Rounding, using modular arithmetic, etc. in find_fit?
I'm learning how to use find_fit and it works great for polynomials, but I'd like to include expressions that require integers. My variables are all integers, and my coefficients are expected to be relatively simple rationals (i.e. small denominators). In particular, I'd like to use a model like:
model(x,y) = (a*x+b*y+c)%(d*x+e*y+f)
However, I get the expected error:
TypeError: unsupported operand parent(s) for %: 'Symbolic Ring' and 'Symbolic Ring'
If I try to convert (dx+ey+f) to an integer within the model using int(), ceiling(), etc. then it won't convert, since of course it's a symbolic expression. Is there a way to round within a symbolic expression? Or any suggestions for other workarounds? Thanks!

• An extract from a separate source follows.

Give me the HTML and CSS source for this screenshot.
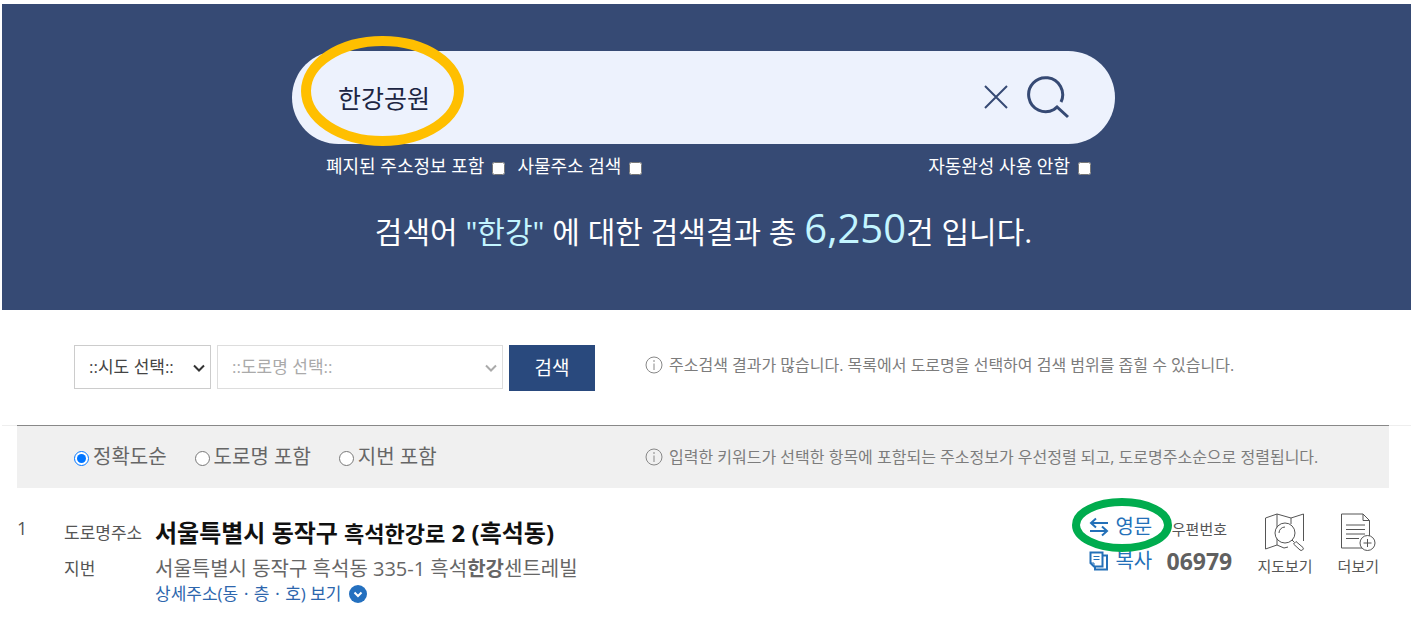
FILE: index.html
```html
<!DOCTYPE html>
<html lang="ko">
  <head>
    <meta charset="utf-8">
    <title>주소 검색결과</title>
    <link rel="stylesheet" href="styles.css">
  </head>
  <body>
    <header class="hero">
      <form class="search">
        <div class="search-box">
          <input type="text" class="search-input" aria-label="검색어" value="한강공원">
          <button type="button" class="icon-btn" aria-label="지우기">
            <svg width="26" height="26" viewBox="0 0 26 26"><path d="M2 2L24 24M24 2L2 24"/></svg>
          </button>
          <button type="submit" class="icon-btn find" aria-label="검색">
            <svg width="44" height="44" viewBox="0 0 44 44"><path d="M35 27A17 17 0 1 0 28 34.500L31 32L42 42"/></svg>
          </button>
          <svg class="mark mark-keyword" width="163" height="110" viewBox="0 0 163 110"><ellipse cx="81.500" cy="55" rx="76.500" ry="50"/></svg>
        </div>
        <div class="options">
          <label>폐지된 주소정보 포함 <input type="checkbox"></label>
          <label>사물주소 검색 <input type="checkbox"></label>
          <label class="auto">자동완성 사용 안함 <input type="checkbox"></label>
        </div>
      </form>
      <p class="summary">검색어 <em>"한강"</em> 에 대한 검색결과 총 <strong>6,250</strong>건 입니다.</p>
    </header>

    <form class="filter">
      <div class="selects">
        <div class="select sido">
          <select aria-label="시도"><option>::시도 선택::</option></select>
          <svg width="12" height="8" viewBox="0 0 12 8"><path d="M1 1.500L6 6.500L11 1.500"/></svg>
        </div>
        <div class="select road">
          <select aria-label="도로명" disabled><option>::도로명 선택::</option></select>
          <svg width="12" height="8" viewBox="0 0 12 8"><path d="M1 1.500L6 6.500L11 1.500"/></svg>
        </div>
        <button type="submit" class="submit">검색</button>
      </div>
      <p class="info">
        <svg width="18" height="18" viewBox="0 0 18 18"><circle cx="9" cy="9" r="8"/><path d="M9 4V6M9 7.500V14"/></svg>
        주소검색 결과가 많습니다. 목록에서 도로명을 선택하여 검색 범위를 좁힐 수 있습니다.
      </p>
    </form>

    <main class="list">
      <div class="sort">
        <div class="sort-options">
          <label><input type="radio" name="sort" checked>정확도순</label>
          <label><input type="radio" name="sort">도로명 포함</label>
          <label><input type="radio" name="sort">지번 포함</label>
        </div>
        <p class="info">
          <svg width="18" height="18" viewBox="0 0 18 18"><circle cx="9" cy="9" r="8"/><path d="M9 4V6M9 7.500V14"/></svg>
          입력한 키워드가 선택한 항목에 포함되는 주소정보가 우선정렬 되고, 도로명주소순으로 정렬됩니다.
        </p>
      </div>

      <article class="result">
        <span class="no">1</span>
        <dl class="address">
          <dt>도로명주소</dt>
          <dd class="road-addr">서울특별시 동작구 <span class="hit">흑석한강로</span> 2 (흑석동)</dd>
          <dt>지번</dt>
          <dd class="jibun">서울특별시 동작구 흑석동 335-1 흑석<b>한강</b>센트레빌</dd>
          <dd class="detail">
            <a href="#">상세주소(동ㆍ층ㆍ호) 보기
              <svg width="18" height="18" viewBox="0 0 18 18"><circle cx="9" cy="9" r="9"/><path d="M5.500 7.500L9 11L12.500 7.500"/></svg>
            </a>
          </dd>
        </dl>
        <div class="tools">
          <a href="#">
            <svg width="20" height="20" viewBox="0 0 20 20"><path d="M19 6H2M7 1.500L2 6L7 10.500M1 14H18M13 9.500L18 14L13 18.500"/></svg>
            영문
          </a>
          <a href="#">
            <svg width="20" height="20" viewBox="0 0 20 20"><path d="M1.500 1.500H13.500V15.500H5L1.500 12ZM13.500 4.500H18V18.500H6V15.500"/><path class="thin" d="M4.500 5.500H10.500M4.500 8.500H10.500M1.500 12H5V15.500"/></svg>
            복사
          </a>
          <svg class="mark mark-english" width="100" height="54" viewBox="0 0 100 54"><ellipse cx="50" cy="27" rx="46" ry="23"/></svg>
        </div>
        <div class="zip">
          <span>우편번호</span>
          <strong>06979</strong>
        </div>
        <a href="#" class="action">
          <svg width="42" height="40" viewBox="0 0 42 40">
            <path d="M20 36L13 33L1.500 37V6L13 2L27 6L39.500 2V29M13 2V33M27 6V12M20 36L24 35"/>
            <circle class="lens" cx="21" cy="21" r="10"/>
            <path d="M15 21A6 6 0 0 1 21 15M28 28L30.500 30.500"/>
            <path class="lens" d="M29.500 32L32 29.500L39 35.500Q40 37 38.500 38Q37 39 36 38Z"/>
          </svg>
          지도보기
        </a>
        <a href="#" class="action">
          <svg width="36" height="40" viewBox="0 0 36 40">
            <path d="M24 36H1.500V2H23L29.500 8.500V25M23 2V8.500H29.500M6 13H25M6 17.500H25M6 22H25M6 26.500H19"/>
            <circle class="lens" cx="27.500" cy="31" r="7.500"/>
            <path d="M27.500 27V35M23.500 31H31.500"/>
          </svg>
          더보기
        </a>
      </article>
    </main>
  </body>
</html>
```
FILE: styles.css
```css
* {
  margin: 0;
  padding: 0;
  box-sizing: border-box;
}

body {
  min-height: 100vh;
  padding: 4px 0 0 2px;
  background: #fff;
  color: #555;
  font-family: "Open Sans", "Noto Sans CJK KR", sans-serif;
  font-size: 17px;
  line-height: 24px;
}

input,
select,
button {
  font: inherit;
  color: inherit;
}

a {
  color: inherit;
  text-decoration: none;
}

svg {
  flex: none;
  fill: none;
  stroke: currentColor;
}

/* search header */

.hero {
  padding: 47px 6px 54px 0;
  background: #364a74;
  color: #fff;
}

.search {
  width: 100%;
  max-width: 823px;
  margin: 0 auto;
}

.search-box {
  position: relative;
  display: flex;
  align-items: center;
  gap: 17px;
  height: 93px;
  padding: 0 45px 2px 46px;
  border-radius: 47px;
  background: #edf2fd;
  color: #364a74;
}

.search-input {
  flex: 1;
  min-width: 0;
  height: 40px;
  border: 0;
  outline: 0;
  background: none;
  color: #1c2542;
  font-size: 25px;
}

.icon-btn {
  display: flex;
  border: 0;
  background: none;
  stroke-width: 2;
}

.find {
  stroke-width: 3;
}

.mark {
  position: absolute;
  z-index: 1;
  pointer-events: none;
}

.mark-keyword {
  left: 9px;
  top: -15px;
  stroke: #ffbf00;
  stroke-width: 10;
}

.options {
  display: flex;
  gap: 12px;
  margin-top: 10px;
  padding: 0 24px 0 34px;
  font-size: 18px;
}

.options label {
  display: flex;
  align-items: center;
  gap: 8px;
}

.options .auto {
  margin-left: auto;
}

.options input {
  width: 13px;
  height: 13px;
  margin-top: 4px;
}

.summary {
  margin-top: 30px;
  font-size: 30px;
  line-height: 48px;
  text-align: center;
}

.summary em,
.summary strong {
  color: #c3f5ff;
  font-style: normal;
  font-weight: normal;
}

.summary strong {
  font-size: 40px;
  line-height: 40px;
}

/* region filter */

.filter,
.sort {
  display: flex;
}

.filter {
  padding: 35px 22px 34px 72px;
  border-bottom: 1px solid #eee;
}

.selects {
  display: flex;
  gap: 6px;
  width: 571px;
}

.select {
  position: relative;
  height: 44px;
}

.select select {
  width: 100%;
  height: 100%;
  padding: 0 14px;
  border: 1px solid #ccc;
  border-radius: 0;
  background: #fff;
  color: #444;
  opacity: 1;
  appearance: none;
}

.select svg {
  position: absolute;
  right: 6px;
  top: 19px;
  stroke: #333;
  stroke-width: 2;
}

.sido {
  width: 137px;
}

.road {
  width: 286px;
}

.road select {
  border-color: #ddd;
  color: #aaa;
}

.road svg {
  stroke: #aaa;
}

.submit {
  width: 86px;
  height: 46px;
  border: 0;
  background: #29497d;
  color: #fff;
  font-size: 19px;
}

.info {
  display: flex;
  align-items: center;
  gap: 6px;
  height: 40px;
  color: #7c7c7c;
  font-size: 16px;
}

.info svg {
  stroke: #888;
}

/* result list */

.list {
  padding: 0 22px 0 15px;
}

.sort {
  align-items: center;
  height: 63px;
  margin-top: -1px;
  padding-left: 57px;
  border-top: 1px solid #888;
  background: #f0f0f0;
}

.sort-options {
  display: flex;
  gap: 28px;
  width: 571px;
  color: #666;
  font-size: 20px;
}

.sort-options label {
  display: flex;
  align-items: center;
  gap: 4px;
}

.sort-options input {
  width: 15px;
  height: 15px;
  margin-top: 3px;
}

.result {
  display: flex;
  padding: 20px 0 16px;
}

.no {
  width: 47px;
  margin-top: 8px;
  font-size: 18px;
}

.address {
  display: grid;
  grid-template-columns: 91px 1fr;
  flex: 1;
  align-content: start;
  padding-top: 7px;
}

.address dt {
  line-height: 36px;
}

.road-addr {
  color: #111;
  font-size: 24px;
  font-weight: bold;
  line-height: 36px;
}

.hit {
  font-size: 22px;
}

.jibun {
  color: #666;
  font-size: 20px;
  line-height: 36px;
}

.detail {
  grid-column: 2;
  line-height: 14px;
  color: #2d66ad;
}

.detail a {
  display: flex;
  align-items: center;
  gap: 8px;
  height: 14px;
}

.detail svg {
  fill: #2470bf;
  stroke: none;
}

.detail path {
  fill: none;
  stroke: #fff;
  stroke-width: 2;
}

.tools {
  position: relative;
  width: 77px;
  color: #2470b8;
  font-size: 20px;
}

.tools a {
  display: flex;
  align-items: center;
  gap: 6px;
  height: 34px;
  margin-top: 2px;
  stroke-width: 2;
}

.tools a + a {
  margin-top: 0;
}

.thin {
  stroke-width: 1;
}

.mark-english {
  left: -17px;
  top: -10px;
  stroke: #00ac4e;
  stroke-width: 8;
}

.zip {
  display: flex;
  flex-direction: column;
  align-items: center;
  width: 66px;
  padding-top: 9px;
  font-size: 15px;
}

.zip strong {
  margin-top: 8px;
  color: #606060;
  font-size: 23px;
}

.action {
  display: flex;
  flex-direction: column;
  align-items: center;
  gap: 2px;
  margin: 4px 0 0 25px;
  font-size: 15px;
}

.action + .action {
  margin-right: 10px;
}

.lens {
  fill: #fff;
}
```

edit: I was able to get it to run, but it doesn't provide an acceptable solution. I imagine it's due to how find_fit works with user-defined functions but I don't know enough about the inner-workings to work that out. Here is my code:
data = [(i,(i%2) ) for i in range(30)]
var('a, b, c, d, x')
def f(x, a, b, c, d):
return int(a+b*x)%int(c*x+d)
fit = find_fit(data, f, parameters = [a, b, c, d], variables = [x], solution_dict = True)
print fit
and the output is
{d: 1.0, c: 1.0, b: 1.0, a: 1.0}
I would like it to return, say,
{d: 2.0, c: 0.0, b: 1.0, a: 0.0}
Is there a way to make this work a bit better for my needs?
To avoid the immediate error one can introduce a true function like
model = lambda x, y, a, b, c, d, e, f: int(a*x + b*y + c) % int(d*x + e*y + f)
, but then it makes not to much sense to start a numerically fitting function against the model function. Which is actually the real need?